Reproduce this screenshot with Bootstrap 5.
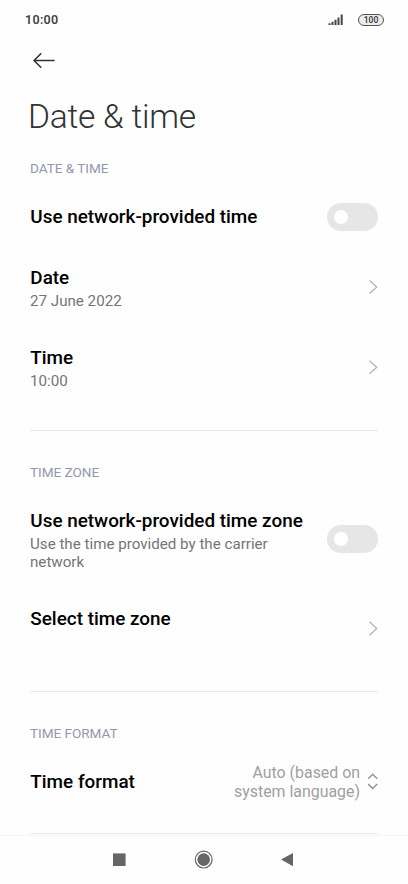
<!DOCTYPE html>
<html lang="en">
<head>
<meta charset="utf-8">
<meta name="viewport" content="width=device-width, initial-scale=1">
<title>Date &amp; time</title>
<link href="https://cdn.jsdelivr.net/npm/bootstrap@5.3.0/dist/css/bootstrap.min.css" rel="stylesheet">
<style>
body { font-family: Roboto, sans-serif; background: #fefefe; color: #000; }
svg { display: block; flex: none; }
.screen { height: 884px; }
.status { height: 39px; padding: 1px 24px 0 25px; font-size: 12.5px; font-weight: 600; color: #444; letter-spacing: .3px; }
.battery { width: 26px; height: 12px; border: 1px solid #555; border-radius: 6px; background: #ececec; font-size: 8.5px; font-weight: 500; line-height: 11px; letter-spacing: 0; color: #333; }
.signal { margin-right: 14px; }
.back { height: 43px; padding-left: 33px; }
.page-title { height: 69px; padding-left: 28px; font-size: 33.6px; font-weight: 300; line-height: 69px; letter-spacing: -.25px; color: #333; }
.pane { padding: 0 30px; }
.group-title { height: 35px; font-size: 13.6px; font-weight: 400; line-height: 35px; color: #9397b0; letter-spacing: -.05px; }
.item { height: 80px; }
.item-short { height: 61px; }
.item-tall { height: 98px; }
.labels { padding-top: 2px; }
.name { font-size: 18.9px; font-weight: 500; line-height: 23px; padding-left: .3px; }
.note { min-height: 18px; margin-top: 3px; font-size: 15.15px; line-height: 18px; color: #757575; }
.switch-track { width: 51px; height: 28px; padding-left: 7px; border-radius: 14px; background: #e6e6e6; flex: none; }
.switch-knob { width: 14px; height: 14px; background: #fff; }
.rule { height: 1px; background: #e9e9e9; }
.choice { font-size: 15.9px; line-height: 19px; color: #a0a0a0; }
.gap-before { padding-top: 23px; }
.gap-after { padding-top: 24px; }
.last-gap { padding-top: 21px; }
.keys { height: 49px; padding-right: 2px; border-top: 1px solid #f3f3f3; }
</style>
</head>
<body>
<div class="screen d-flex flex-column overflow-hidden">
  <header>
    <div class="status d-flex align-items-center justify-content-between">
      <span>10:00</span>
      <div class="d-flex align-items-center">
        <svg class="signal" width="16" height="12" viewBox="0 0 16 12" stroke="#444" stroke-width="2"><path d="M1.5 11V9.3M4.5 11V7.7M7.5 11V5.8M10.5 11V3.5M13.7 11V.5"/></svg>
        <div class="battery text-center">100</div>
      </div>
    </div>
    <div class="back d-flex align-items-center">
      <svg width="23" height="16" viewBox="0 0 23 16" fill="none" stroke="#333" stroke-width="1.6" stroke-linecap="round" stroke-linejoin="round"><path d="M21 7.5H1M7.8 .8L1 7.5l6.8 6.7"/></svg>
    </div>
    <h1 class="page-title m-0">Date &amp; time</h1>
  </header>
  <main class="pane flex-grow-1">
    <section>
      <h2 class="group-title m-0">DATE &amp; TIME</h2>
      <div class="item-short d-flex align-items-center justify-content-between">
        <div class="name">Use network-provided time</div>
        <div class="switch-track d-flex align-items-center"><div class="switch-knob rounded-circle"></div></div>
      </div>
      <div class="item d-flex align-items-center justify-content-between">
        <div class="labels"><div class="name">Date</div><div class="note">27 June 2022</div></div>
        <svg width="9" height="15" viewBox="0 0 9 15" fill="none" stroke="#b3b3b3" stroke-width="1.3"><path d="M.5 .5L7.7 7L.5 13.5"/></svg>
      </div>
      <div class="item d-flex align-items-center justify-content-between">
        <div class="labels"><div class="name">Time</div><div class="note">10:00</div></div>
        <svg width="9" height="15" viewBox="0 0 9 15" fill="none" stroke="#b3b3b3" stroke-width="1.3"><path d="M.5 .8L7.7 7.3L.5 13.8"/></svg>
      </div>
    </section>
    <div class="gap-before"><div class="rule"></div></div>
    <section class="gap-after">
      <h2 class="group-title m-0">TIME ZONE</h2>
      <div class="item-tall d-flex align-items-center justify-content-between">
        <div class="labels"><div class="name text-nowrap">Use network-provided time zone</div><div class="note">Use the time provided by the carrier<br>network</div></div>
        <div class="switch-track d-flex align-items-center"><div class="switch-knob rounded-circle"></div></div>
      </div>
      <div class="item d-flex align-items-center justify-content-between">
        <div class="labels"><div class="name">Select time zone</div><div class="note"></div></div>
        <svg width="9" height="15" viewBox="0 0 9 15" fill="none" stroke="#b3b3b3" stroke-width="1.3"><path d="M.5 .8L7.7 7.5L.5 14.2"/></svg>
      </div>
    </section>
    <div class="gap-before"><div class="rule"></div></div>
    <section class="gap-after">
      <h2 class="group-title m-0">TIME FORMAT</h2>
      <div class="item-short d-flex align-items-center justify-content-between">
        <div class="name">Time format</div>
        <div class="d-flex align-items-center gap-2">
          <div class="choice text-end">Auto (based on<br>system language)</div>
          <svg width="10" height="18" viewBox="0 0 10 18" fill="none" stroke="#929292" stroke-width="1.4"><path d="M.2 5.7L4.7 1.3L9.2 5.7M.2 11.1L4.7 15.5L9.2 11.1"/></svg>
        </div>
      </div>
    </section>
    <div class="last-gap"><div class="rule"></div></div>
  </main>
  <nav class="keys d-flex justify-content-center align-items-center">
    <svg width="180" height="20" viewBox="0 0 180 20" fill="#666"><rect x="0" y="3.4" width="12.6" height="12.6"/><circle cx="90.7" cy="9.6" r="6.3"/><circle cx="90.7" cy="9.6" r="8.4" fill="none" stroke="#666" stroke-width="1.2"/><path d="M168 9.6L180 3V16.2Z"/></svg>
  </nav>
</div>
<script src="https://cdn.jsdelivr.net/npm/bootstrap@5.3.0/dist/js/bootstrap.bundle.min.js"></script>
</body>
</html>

┄┄┄┄┄┄┄┄┄┄┄┄┄┄┄┄┄┄┄┄

Your objective: Word for word, quote the full listing, omitting every picture.

Task output:
Reproduce this screenshot with Bootstrap 5.
<!DOCTYPE html>
<html lang="en">
<head>
<meta charset="utf-8">
<meta name="viewport" content="width=device-width, initial-scale=1">
<title>Date &amp; time</title>
<link href="https://cdn.jsdelivr.net/npm/bootstrap@5.3.0/dist/css/bootstrap.min.css" rel="stylesheet">
<style>
body { font-family: Roboto, sans-serif; background: #fefefe; color: #000; }
svg { display: block; flex: none; }
.screen { height: 884px; }
.status { height: 39px; padding: 1px 24px 0 25px; font-size: 12.5px; font-weight: 600; color: #444; letter-spacing: .3px; }
.battery { width: 26px; height: 12px; border: 1px solid #555; border-radius: 6px; background: #ececec; font-size: 8.5px; font-weight: 500; line-height: 11px; letter-spacing: 0; color: #333; }
.signal { margin-right: 14px; }
.back { height: 43px; padding-left: 33px; }
.page-title { height: 69px; padding-left: 28px; font-size: 33.6px; font-weight: 300; line-height: 69px; letter-spacing: -.25px; color: #333; }
.pane { padding: 0 30px; }
.group-title { height: 35px; font-size: 13.6px; font-weight: 400; line-height: 35px; color: #9397b0; letter-spacing: -.05px; }
.item { height: 80px; }
.item-short { height: 61px; }
.item-tall { height: 98px; }
.labels { padding-top: 2px; }
.name { font-size: 18.9px; font-weight: 500; line-height: 23px; padding-left: .3px; }
.note { min-height: 18px; margin-top: 3px; font-size: 15.15px; line-height: 18px; color: #757575; }
.switch-track { width: 51px; height: 28px; padding-left: 7px; border-radius: 14px; background: #e6e6e6; flex: none; }
.switch-knob { width: 14px; height: 14px; background: #fff; }
.rule { height: 1px; background: #e9e9e9; }
.choice { font-size: 15.9px; line-height: 19px; color: #a0a0a0; }
.gap-before { padding-top: 23px; }
.gap-after { padding-top: 24px; }
.last-gap { padding-top: 21px; }
.keys { height: 49px; padding-right: 2px; border-top: 1px solid #f3f3f3; }
</style>
</head>
<body>
<div class="screen d-flex flex-column overflow-hidden">
  <header>
    <div class="status d-flex align-items-center justify-content-between">
      <span>10:00</span>
      <div class="d-flex align-items-center">
        <svg class="signal" width="16" height="12" viewBox="0 0 16 12" stroke="#444" stroke-width="2"><path d="M1.5 11V9.3M4.5 11V7.7M7.5 11V5.8M10.5 11V3.5M13.7 11V.5"/></svg>
        <div class="battery text-center">100</div>
      </div>
    </div>
    <div class="back d-flex align-items-center">
      <svg width="23" height="16" viewBox="0 0 23 16" fill="none" stroke="#333" stroke-width="1.6" stroke-linecap="round" stroke-linejoin="round"><path d="M21 7.5H1M7.8 .8L1 7.5l6.8 6.7"/></svg>
    </div>
    <h1 class="page-title m-0">Date &amp; time</h1>
  </header>
  <main class="pane flex-grow-1">
    <section>
      <h2 class="group-title m-0">DATE &amp; TIME</h2>
      <div class="item-short d-flex align-items-center justify-content-between">
        <div class="name">Use network-provided time</div>
        <div class="switch-track d-flex align-items-center"><div class="switch-knob rounded-circle"></div></div>
      </div>
      <div class="item d-flex align-items-center justify-content-between">
        <div class="labels"><div class="name">Date</div><div class="note">27 June 2022</div></div>
        <svg width="9" height="15" viewBox="0 0 9 15" fill="none" stroke="#b3b3b3" stroke-width="1.3"><path d="M.5 .5L7.7 7L.5 13.5"/></svg>
      </div>
      <div class="item d-flex align-items-center justify-content-between">
        <div class="labels"><div class="name">Time</div><div class="note">10:00</div></div>
        <svg width="9" height="15" viewBox="0 0 9 15" fill="none" stroke="#b3b3b3" stroke-width="1.3"><path d="M.5 .8L7.7 7.3L.5 13.8"/></svg>
      </div>
    </section>
    <div class="gap-before"><div class="rule"></div></div>
    <section class="gap-after">
      <h2 class="group-title m-0">TIME ZONE</h2>
      <div class="item-tall d-flex align-items-center justify-content-between">
        <div class="labels"><div class="name text-nowrap">Use network-provided time zone</div><div class="note">Use the time provided by the carrier<br>network</div></div>
        <div class="switch-track d-flex align-items-center"><div class="switch-knob rounded-circle"></div></div>
      </div>
      <div class="item d-flex align-items-center justify-content-between">
        <div class="labels"><div class="name">Select time zone</div><div class="note"></div></div>
        <svg width="9" height="15" viewBox="0 0 9 15" fill="none" stroke="#b3b3b3" stroke-width="1.3"><path d="M.5 .8L7.7 7.5L.5 14.2"/></svg>
      </div>
    </section>
    <div class="gap-before"><div class="rule"></div></div>
    <section class="gap-after">
      <h2 class="group-title m-0">TIME FORMAT</h2>
      <div class="item-short d-flex align-items-center justify-content-between">
        <div class="name">Time format</div>
        <div class="d-flex align-items-center gap-2">
          <div class="choice text-end">Auto (based on<br>system language)</div>
          <svg width="10" height="18" viewBox="0 0 10 18" fill="none" stroke="#929292" stroke-width="1.4"><path d="M.2 5.7L4.7 1.3L9.2 5.7M.2 11.1L4.7 15.5L9.2 11.1"/></svg>
        </div>
      </div>
    </section>
    <div class="last-gap"><div class="rule"></div></div>
  </main>
  <nav class="keys d-flex justify-content-center align-items-center">
    <svg width="180" height="20" viewBox="0 0 180 20" fill="#666"><rect x="0" y="3.4" width="12.6" height="12.6"/><circle cx="90.7" cy="9.6" r="6.3"/><circle cx="90.7" cy="9.6" r="8.4" fill="none" stroke="#666" stroke-width="1.2"/><path d="M168 9.6L180 3V16.2Z"/></svg>
  </nav>
</div>
<script src="https://cdn.jsdelivr.net/npm/bootstrap@5.3.0/dist/js/bootstrap.bundle.min.js"></script>
</body>
</html>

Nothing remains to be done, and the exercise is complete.